Peut-on en sortir avec un ressaisissement de fractions internes au PS effrayées du prix payé par leur parti ? Un processus de rapprochement des deux lames des ciseaux pourrait-il se produire par ce moyen ? C’est semble-t-il le pari du Parti communiste français qui le conduit à relativiser l’alliance, essentiellement électorale de fait, du Front de Gauche. Mais c’est une hypothèse hautement aléatoire. Peut-on à l’inverse épouser sans plus de procès le sentiment qui se répand comme une traînée de poudre que la référence à la gauche n’a plus de sens ? Tant il est vrai que celle-ci est assimilée au PS et que, effectivement, la différence avec la droite n’est plus perceptible par quiconque ? C’est le sentiment du dirigeant du Parti de Gauche et ancien candidat à la présidentielle Jean-Luc Mélenchon. Lequel souhaiterait suivre en France la voie qui a assuré dans l’État espagnol le succès de la nouvelle formation « Podemos ». Mais (outre qu’en finir ainsi avec plus de deux siècles de combats de la gauche n’est intellectuellement et politiquement pas si simple) comment est-ce possible sans l’équivalent du puissant mouvement des Indigné·e·s, à la source de Podemos ? D’autres en tiennent justement pour un appel à « ceux d’en bas », espérant que mille fleurs s’épanouissent ainsi. Certes rien ne sera possible si les premiers concernés ne sortent pas du seul ressentiment et ne s’engagent pas dans des voies nouvelles indiquant l’issue possible. Mais le souhaiter ne le fait pas advenir. Comment le faciliter et ne pas seulement l’espérer ?

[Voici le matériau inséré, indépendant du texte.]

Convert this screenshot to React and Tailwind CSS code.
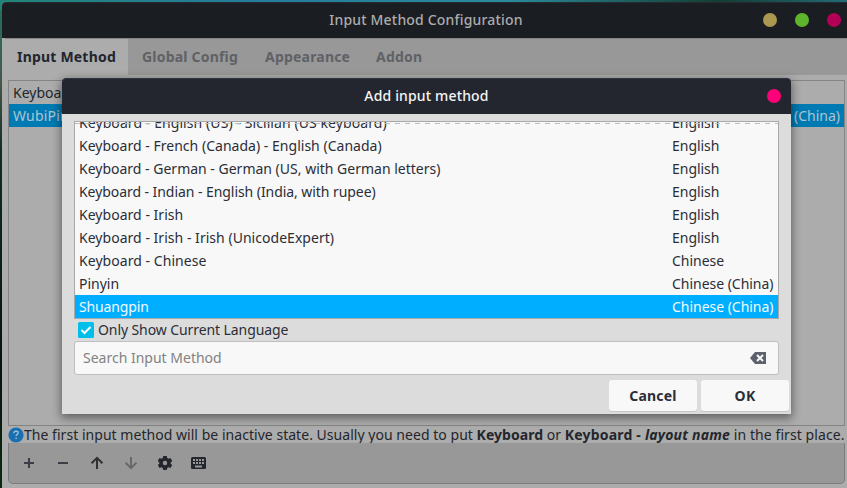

Au final, deux certitudes. L’échec de Hollande est déjà acquis et enregistré au plus profond de la conscience populaire, et le PS en paye le prix fort, et le payera encore plus demain. L’autre certitude est l’enracinement du FN, enveloppé d’un « mood », d’un « air du temps » réactionnaire de plus en plus inquiétant. Et deux incertitudes. Où et comment s’exprimera la majorité du peuple qui pour l’instant est sur le repli ? Et comment la gauche radicale pourra-t-elle retrouver sa fonction d’alternative réelle ? La France est sur le fil. Où ira-t-elle, voilà une question dont nul ne dispose de la réponse à cette heure.